The Dark Side of Human Readibility
Human-readable date values are problematic for one reason: time zones. It is easy enough to think the “time” part will be a couple of hours off, but people usually forget that this effects the DATE portion. They see two values showing “4-26-1990″ and they think they are on the same day — but they may not be!
The fact that you can see something like a date, fools the viewer into thinking that the value represented will be on the day they experienced. It is actually misleading.
You have to convert at every point correctly! Every client and every server needs to support every time zone and any other one might generate. While this information about time zones is relatively stable, it does sometimes change, and that can introduce a source of error. If a particular environment uses a time zone that another environment does not know about, you get a failure to communicate.
Some of the problem with computational complexity of ISO-8601 format is reduced if you always use UTC time zone (Zebra Time — from the Z that designates the time zone.) However, this raises the human readability problems. It is NEVER in the local time, which reduces or eliminates the value of human readability.
For example, a timestamp value for 6pm on Nov 21 in California, will have a UTC date value of Nov 22, which will cause the human reader to think that it occurred on a different day than a value taken two hours earlier at 4pm. Having the date part change int he “middle of the day” is not human readable, and causes more problems than it solves.

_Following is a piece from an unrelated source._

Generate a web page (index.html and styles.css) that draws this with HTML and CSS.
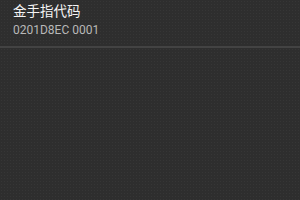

Programmer often make mistakes when manipulating date/time values in human readable think that if you want to find the “beginning of the day” that they can set the hours & minutes to 00:00, but that only works if the representation is in the same time zone as the user they are working with! Several times recently I have had a server working in one time zone represent just the date part, truncating the time value to 00:00, but then when this is transported to a client in another time zone, it sees the previous day, and then proceeds to truncate the time to 00:00 again, yielding an error of more than one day in the date values.
Most programmers make the mistake that thinking that the time zone affects only the “hour” part, so it is incredibly common for a programmer to strip the time off of a date value. For instance (and I had to find this exact bug recently) a client and server were in different time zones, the client was sending a date (without time) to the server, which was storing it as a complete date (using midnight as the time) and then the full date/dime was sent back to the client which interpreted it as 11pm the previous day. So the day was appearing always one day less than in should have been — and this was a big problem for the users.

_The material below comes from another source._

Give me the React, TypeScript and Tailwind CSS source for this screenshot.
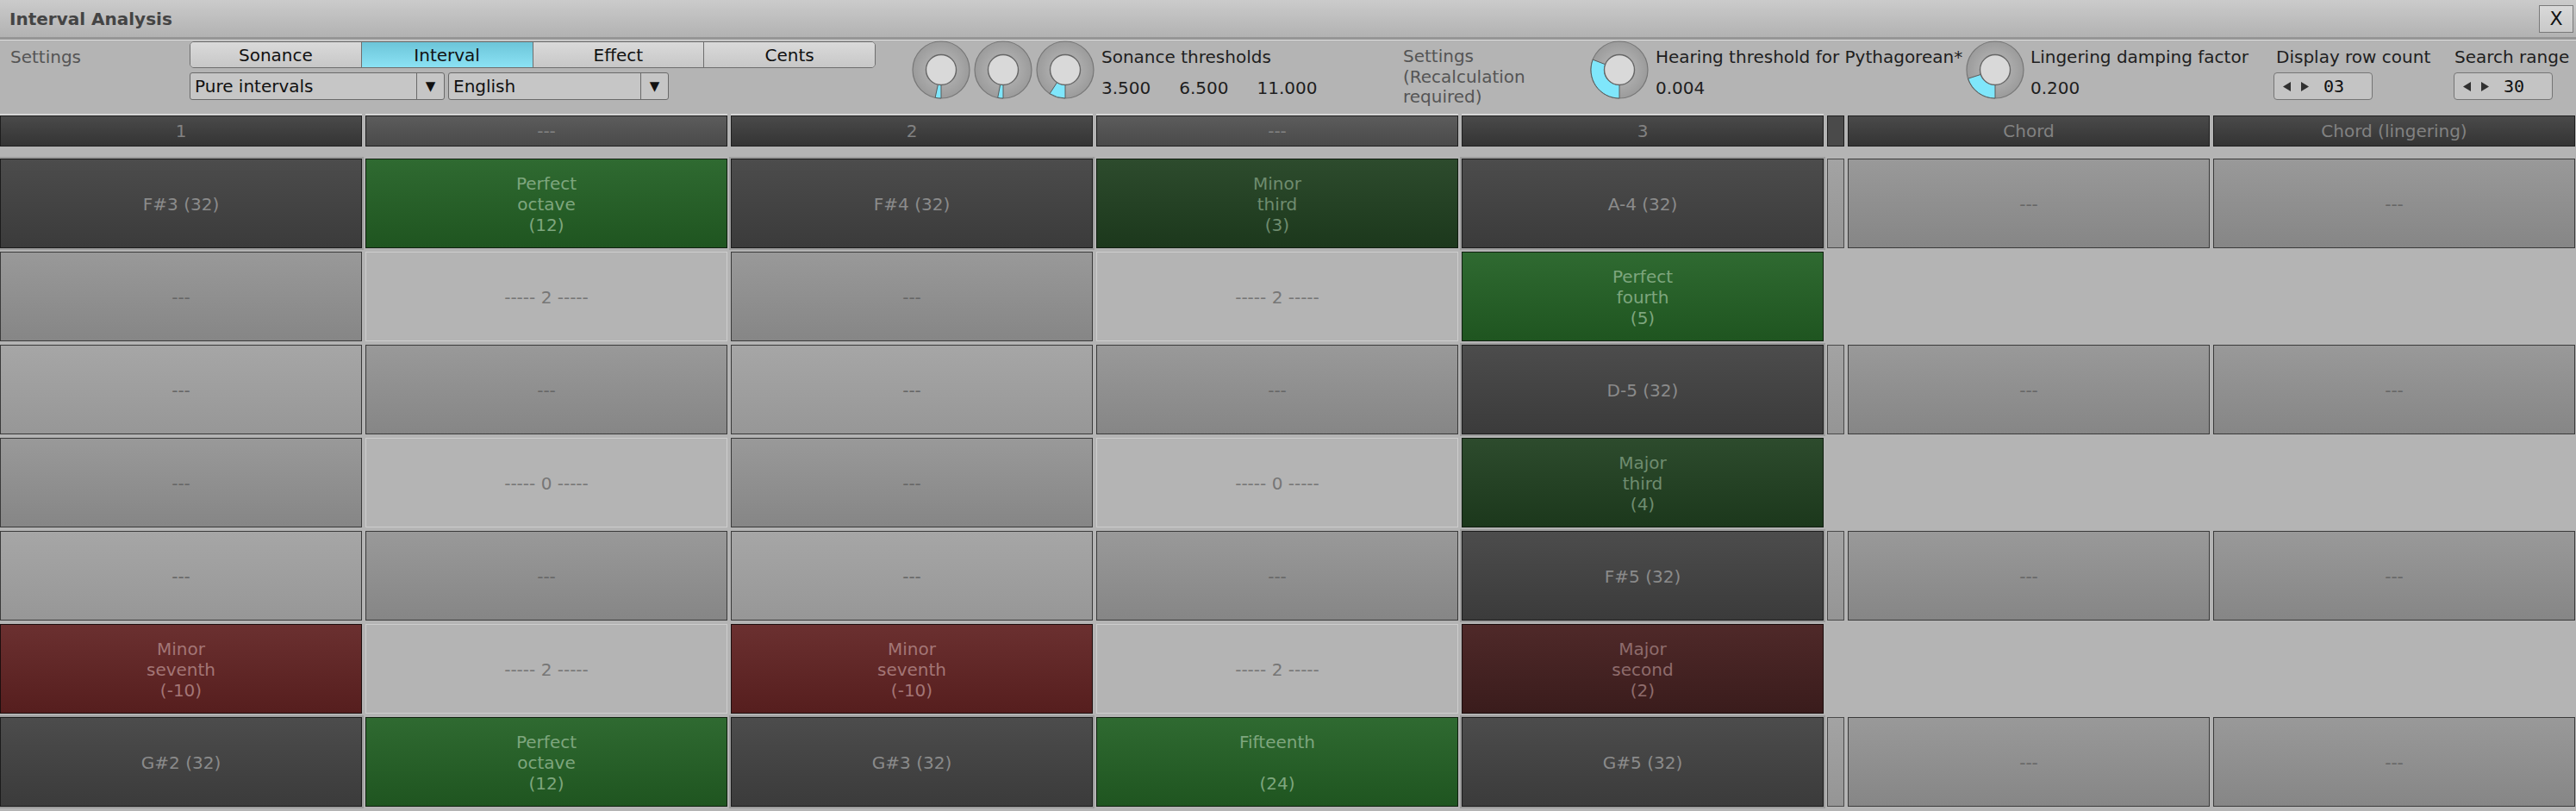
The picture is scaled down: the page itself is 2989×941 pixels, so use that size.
import React from 'react'

type Kind =
    | 'note'
    | 'green'
    | 'dgreen'
    | 'red'
    | 'dred'
    | 'grayA'
    | 'grayB'
    | 'plain'
    | 'small'
    | 'empty'

type Cell = {kind: Kind; text?: string}

const n = (text: string): Cell => ({kind: 'note', text})
const g = (text: string): Cell => ({kind: 'green', text})
const dg = (text: string): Cell => ({kind: 'dgreen', text})
const r = (text: string): Cell => ({kind: 'red', text})
const dr = (text: string): Cell => ({kind: 'dred', text})
const A: Cell = {kind: 'grayA', text: '---'}
const B: Cell = {kind: 'grayB', text: '---'}
const p = (text: string): Cell => ({kind: 'plain', text})
const S: Cell = {kind: 'small'}
const E: Cell = {kind: 'empty'}

const rows: Cell[][] = [
    [n('F#3 (32)'), g('Perfect\noctave\n(12)'), n('F#4 (32)'), dg('Minor\nthird\n(3)'), n('A-4 (32)'), S, A, A],
    [A, p('----- 2 -----'), A, p('----- 2 -----'), g('Perfect\nfourth\n(5)'), E, E, E],
    [B, A, B, A, n('D-5 (32)'), S, A, A],
    [A, p('----- 0 -----'), A, p('----- 0 -----'), dg('Major\nthird\n(4)'), E, E, E],
    [B, A, B, A, n('F#5 (32)'), S, A, A],
    [r('Minor\nseventh\n(-10)'), p('----- 2 -----'), r('Minor\nseventh\n(-10)'), p('----- 2 -----'), dr('Major\nsecond\n(2)'), E, E, E],
    [n('G#2 (32)'), g('Perfect\noctave\n(12)'), n('G#3 (32)'), g('Fifteenth\n\n(24)'), n('G#5 (32)'), S, A, A],
]

const kindClass: Record<Kind, string> = {
    note: 'bg-gradient-to-b from-[#4c4c4c] to-[#3b3b3b] border border-[#1c1c1c] text-[#8b8b8b] shadow-[0_0_0_2px_#9c9c9c]',
    green: 'bg-gradient-to-b from-[#2f6a31] to-[#1f5520] border border-[#0f200f] text-[#7ea67e]',
    dgreen: 'bg-gradient-to-b from-[#2d4b2d] to-[#1c381c] border border-[#0f1c0f] text-[#6f8c6f]',
    red: 'bg-gradient-to-b from-[#6b3030] to-[#561e1e] border border-[#1e0e0e] text-[#a37676]',
    dred: 'bg-gradient-to-b from-[#4f2929] to-[#3a1c1c] border border-[#1a0c0c] text-[#8e6c6c]',
    grayA: 'bg-gradient-to-b from-[#999999] to-[#868686] border border-[#3a3a3a] text-[#666666]',
    grayB: 'bg-gradient-to-b from-[#a6a6a6] to-[#979797] border border-[#3a3a3a] text-[#666666]',
    plain: 'border border-[#cdcdcd] text-[#767676]',
    small: 'bg-gradient-to-b from-[#a3a3a3] to-[#959595] border border-[#4a4a4a]',
    empty: '',
}

function GridCell({cell}: {cell: Cell}) {
    return (
        <div
            className={`flex items-center justify-center pt-[2px] text-center whitespace-pre leading-[24px] text-[20px] ${kindClass[cell.kind]}`}>
            {cell.text}
        </div>
    )
}

function Knob({angle}: {angle: number}) {
    const cx = 34
    const cy = 34
    const R = 33
    const ri = 17.5
    const rad = (angle * Math.PI) / 180
    const ox = cx - R * Math.sin(rad)
    const oy = cy + R * Math.cos(rad)
    const ix = cx - ri * Math.sin(rad)
    const iy = cy + ri * Math.cos(rad)
    const large = angle > 180 ? 1 : 0
    const d = `M ${cx} ${cy + R} A ${R} ${R} 0 ${large} 1 ${ox} ${oy} L ${ix} ${iy} A ${ri} ${ri} 0 ${large} 0 ${cx} ${cy + ri} Z`
    return (
        <svg width="68" height="68" viewBox="0 0 68 68" className="shrink-0">
            <defs>
                <radialGradient id="ring" cx="50%" cy="50%" r="50%">
                    <stop offset="60%" stopColor="#a9a9a9" />
                    <stop offset="100%" stopColor="#9b9b9b" />
                </radialGradient>
            </defs>
            <circle cx={cx} cy={cy} r={R} fill="url(#ring)" stroke="#777777" strokeWidth="1.2" />
            <path d={d} fill="#7fe6fb" stroke="#5a5a5a" strokeWidth="1" />
            <circle cx={cx} cy={cy} r={ri} fill="#d9d9d9" stroke="#666666" strokeWidth="1.4" />
        </svg>
    )
}

function Spinner({value}: {value: string}) {
    return (
        <div className="mt-[6px] flex h-[32px] w-[115px] items-center rounded-[4px] border border-[#757575] bg-[#c4c4c4] pl-[10px]">
            <svg width="9" height="11" viewBox="0 0 9 11">
                <path d="M9 0 L0 5.5 L9 11 Z" fill="#303030" />
            </svg>
            <svg width="9" height="11" viewBox="0 0 9 11" className="ml-[12px]">
                <path d="M0 0 L9 5.5 L0 11 Z" fill="#303030" />
            </svg>
            <span className="ml-[17px] font-['DejaVu_Sans_Mono'] text-[20px] text-[#111]">{value}</span>
        </div>
    )
}

const headers = ['1', '---', '2', '---', '3', '', 'Chord', 'Chord (lingering)']

export default function App() {
    return (
        <div className="w-[2989px] h-[941px] overflow-hidden bg-[#b4b4b4] font-['DejaVu_Sans',sans-serif] text-[20px]">
            {/* title bar */}
            <div className="flex h-[43px] items-center justify-between bg-gradient-to-b from-[#cbcbcb] to-[#b2b2b2] pl-[11px] pr-[3px]">
                <span className="font-bold text-[#444444]">Interval Analysis</span>
                <div className="flex h-[32px] w-[40px] items-center justify-center border border-[#7a7a7a] bg-gradient-to-b from-[#d9d9d9] to-[#c9c9c9] text-[22px] leading-none text-[#111]">
                    X
                </div>
            </div>
            <div className="h-[3px] bg-[#959595]" />
            <div className="h-[1px] bg-[#dedede]" />

            {/* settings */}
            <div className="flex h-[87px] leading-[24px]">
                <div className="w-[220px] pl-[12px] pt-[7px] text-[#555555]">Settings</div>

                <div className="w-[796px] pt-[1px]">
                    <div className="flex h-[31px] overflow-hidden rounded-[5px] border border-[#6e6e6e]">
                        <div className="flex flex-1 items-center justify-center bg-gradient-to-b from-[#dadada] to-[#c7c7c7] text-[#111]">
                            Sonance
                        </div>
                        <div className="flex flex-1 items-center justify-center border-l border-[#6e6e6e] bg-gradient-to-b from-[#6cc5d9] to-[#8be2f4] text-[#111]">
                            Interval
                        </div>
                        <div className="flex flex-1 items-center justify-center border-l border-[#6e6e6e] bg-gradient-to-b from-[#dadada] to-[#c7c7c7] text-[#111]">
                            Effect
                        </div>
                        <div className="flex flex-1 items-center justify-center border-l border-[#6e6e6e] bg-gradient-to-b from-[#dadada] to-[#c7c7c7] text-[#111]">
                            Cents
                        </div>
                    </div>
                    <div className="mt-[5px] flex gap-[4px]">
                        <div className="flex h-[32px] w-[296px] rounded-[3px] border border-[#6a6a6a] bg-[#c6c6c6]">
                            <span className="flex-1 pl-[5px] leading-[31px] text-[#111]">Pure intervals</span>
                            <span className="flex w-[32px] items-center justify-center border-l border-[#6a6a6a] text-[15px] text-[#111]">▼</span>
                        </div>
                        <div className="flex h-[32px] w-[256px] rounded-[3px] border border-[#6a6a6a] bg-[#c6c6c6]">
                            <span className="flex-1 pl-[5px] leading-[31px] text-[#111]">English</span>
                            <span className="flex w-[32px] items-center justify-center border-l border-[#6a6a6a] text-[15px] text-[#111]">▼</span>
                        </div>
                    </div>
                </div>

                <div className="ml-[42px] flex gap-[4px]">
                    <Knob angle={12} />
                    <Knob angle={11} />
                    <Knob angle={33} />
                </div>

                <div className="ml-[8px] w-[350px] pt-[7px] text-[#1e1e1e]">
                    <div>Sonance thresholds</div>
                    <div className="mt-[12px] flex gap-[33px]">
                        <span>3.500</span>
                        <span>6.500</span>
                        <span>11.000</span>
                    </div>
                </div>

                <div className="w-[217px] pt-[7px] leading-[23.5px] text-[#555555]">
                    <div>Settings</div>
                    <div>(Recalculation</div>
                    <div>required)</div>
                </div>

                <Knob angle={111} />
                <div className="ml-[8px] w-[360px] pt-[7px] text-[#1e1e1e]">
                    <div>Hearing threshold for Pythagorean*</div>
                    <div className="mt-[12px]">0.004</div>
                </div>

                <Knob angle={72} />
                <div className="ml-[7px] w-[282px] pt-[7px] text-[#1e1e1e]">
                    <div>Lingering damping factor</div>
                    <div className="mt-[12px]">0.200</div>
                </div>

                <div className="w-[209px] pt-[7px] text-[#1e1e1e]">
                    <div className="pl-[3px]">Display row count</div>
                    <Spinner value="03" />
                </div>

                <div className="pt-[7px] text-[#1e1e1e]">
                    <div className="pl-[1px]">Search range</div>
                    <Spinner value="30" />
                </div>
            </div>

            {/* header row */}
            <div className="grid h-[36px] grid-cols-[420px_420px_420px_420px_420px_20px_420px_420px] gap-x-[4px]">
                {headers.map((h, i) => (
                    <div
                        key={i}
                        className={`flex items-center justify-center border border-[#1e1e1e] text-[#828282] ${
                            i === 1 || i === 3
                                ? 'bg-gradient-to-b from-[#5c5c5c] to-[#4a4a4a]'
                                : i === 5
                                  ? 'bg-[#4a4a4a]'
                                  : 'bg-gradient-to-b from-[#4a4a4a] to-[#343434]'
                        } ${i < 5 ? 'shadow-[0_-2px_0_0_#d6d6d6]' : ''}`}>
                        {h}
                    </div>
                ))}
            </div>

            {/* rows */}
            <div className="mt-[14px] grid grid-cols-[420px_420px_420px_420px_420px_20px_420px_420px] grid-rows-[repeat(7,104px)] gap-x-[4px] gap-y-[4px]">
                {rows.map((row, ri) =>
                    row.map((cell, ci) => <GridCell key={`${ri}-${ci}`} cell={cell} />),
                )}
            </div>
        </div>
    )
}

It is very easy for the programmer to compose a string for the date above: “1990-04-26T00:00:00Z” and think they have specified April 26, only to find that this is really a date time on April 25 for all of the western hemisphere!

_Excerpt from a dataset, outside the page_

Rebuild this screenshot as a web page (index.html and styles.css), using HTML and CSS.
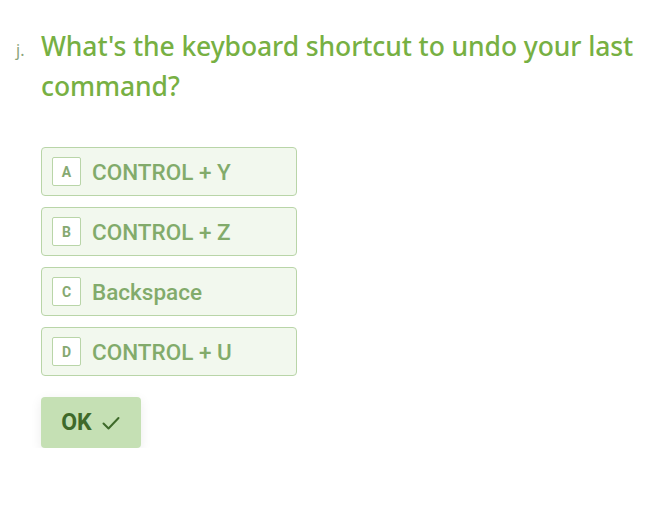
FILE: index.html
```html
<!DOCTYPE html>
<html lang="en">
<head>
<meta charset="utf-8">
<title>Question</title>
<link rel="stylesheet" href="styles.css">
</head>
<body>
<main class="page">
  <div class="question">
    <span class="qnum">j.</span>
    <h1 class="qtext">What's the keyboard shortcut to undo your last command?</h1>
  </div>
  <ul class="options">
    <li class="option"><span class="key">A</span><span class="label">CONTROL + Y</span></li>
    <li class="option"><span class="key">B</span><span class="label">CONTROL + Z</span></li>
    <li class="option"><span class="key">C</span><span class="label">Backspace</span></li>
    <li class="option"><span class="key">D</span><span class="label">CONTROL + U</span></li>
  </ul>
  <button class="ok" type="button">OK
    <svg class="check" width="20" height="20" viewBox="0 0 20 20" aria-hidden="true"><path d="M2.5 10.5l5 5L17.5 5" fill="none" stroke="currentColor" stroke-width="2" stroke-linecap="round" stroke-linejoin="round"/></svg>
  </button>
</main>
</body>
</html>
```
FILE: styles.css
```css
html, body {
  margin: 0;
  padding: 0;
  background: #ffffff;
}
body {
  font-family: "Noto Sans", "DejaVu Sans", sans-serif;
}
.page {
  padding: 26px 20px 0 16px;
}
.question {
  display: flex;
  align-items: baseline;
}
.qnum {
  width: 25px;
  flex: none;
  font-size: 16px;
  color: #8ba47a;
}
.qtext {
  margin: 0;
  font-size: 26.5px;
  line-height: 40px;
  font-weight: 500;
  color: #77b043;
  letter-spacing: -0.1px;
}
.options {
  list-style: none;
  margin: 41px 0 0 25px;
  padding: 0;
  display: flex;
  flex-direction: column;
  gap: 11px;
}
.option {
  box-sizing: border-box;
  width: 256px;
  height: 49px;
  display: flex;
  align-items: center;
  padding: 0 10px;
  background: #f2f8ee;
  border: 1px solid #b9d5a8;
  border-radius: 4px;
}
.key {
  box-sizing: border-box;
  width: 29px;
  height: 29px;
  display: flex;
  align-items: center;
  justify-content: center;
  background: #ffffff;
  border: 1px solid #b9d5a8;
  border-radius: 2px;
  font-family: "Roboto", sans-serif;
  font-size: 14px;
  font-weight: 700;
  color: #86a972;
  margin-right: 11px;
}
.label {
  font-family: "Roboto", sans-serif;
  font-size: 22.5px;
  font-weight: 500;
  color: #82ab6b;
}
.ok {
  margin: 21px 0 0 25px;
  box-sizing: border-box;
  width: 100px;
  height: 51px;
  border: none;
  border-radius: 4px;
  background: #c5e0b4;
  color: #3e6a2a;
  font-family: "Roboto", sans-serif;
  font-size: 23px;
  font-weight: 700;
  display: flex;
  align-items: center;
  justify-content: center;
  gap: 9px;
  box-shadow: 0 3px 12px rgba(0, 0, 0, 0.08);
  padding: 0 0 0 0;
}
.check {
  display: block;
}
```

It gets worse when you consider daylight savings time. Many programmers don’t seem to understand that PST (Pacific Standard Time) and PDT (Pacific Daylight Time) are actually different time zones according to the ISO 8601 format. Similarly what can happen is like above, but accidentally specifying “1990-04-26T00:00:00PST” but of course, April should be in daylight time. What happens is that same problem that the 1 hour shift causes the date to be interpreted as 11pm the previous day. And so on.
If you do track the time zone properly, you probably are aware that the daylight time change does not happen at midnight — because otherwise you would have two midnights on one day of the year that would mean it is hard to say which midnight caused the date change. So it is moved to 2am. That avoids the date problem, but you still end up with the largely ignored problem that 1:30am occurs twice on one day a year, and those different 1:30am times are distinguished by the time zone they are in. How much do you want to bet that setting a meeting for 1:30am is messed up on half the systems out there?
The point of using a text encoding that is “human readable” is that people can view the value and know what it means. My experience has been that this is actually a distraction that causes more bugs than it is worth.
Look at the advantages of the epoch value:
- Nobody expects it to be human readable, so it never gets approximated or distorted.
- Humans never mistake it for being on a different day than. The epoch converter will convert two epoch values to the same appropriate time zone and you can compare them appropriately.
- It is very fast on every platform
- It is compact by more than a factor of 2
- Every operating environment on the planet can deal with it
- The millisecond value on the server is always the exact same value on the client JS environment
- There are almost no failure modes to worry about.
The epoch value has none of the problems that the “human readable” values have. Remember that you create a JSON REST API as a data transfer format for machine to write and read. Focus on the approach that is BEST for machine to machine reliability.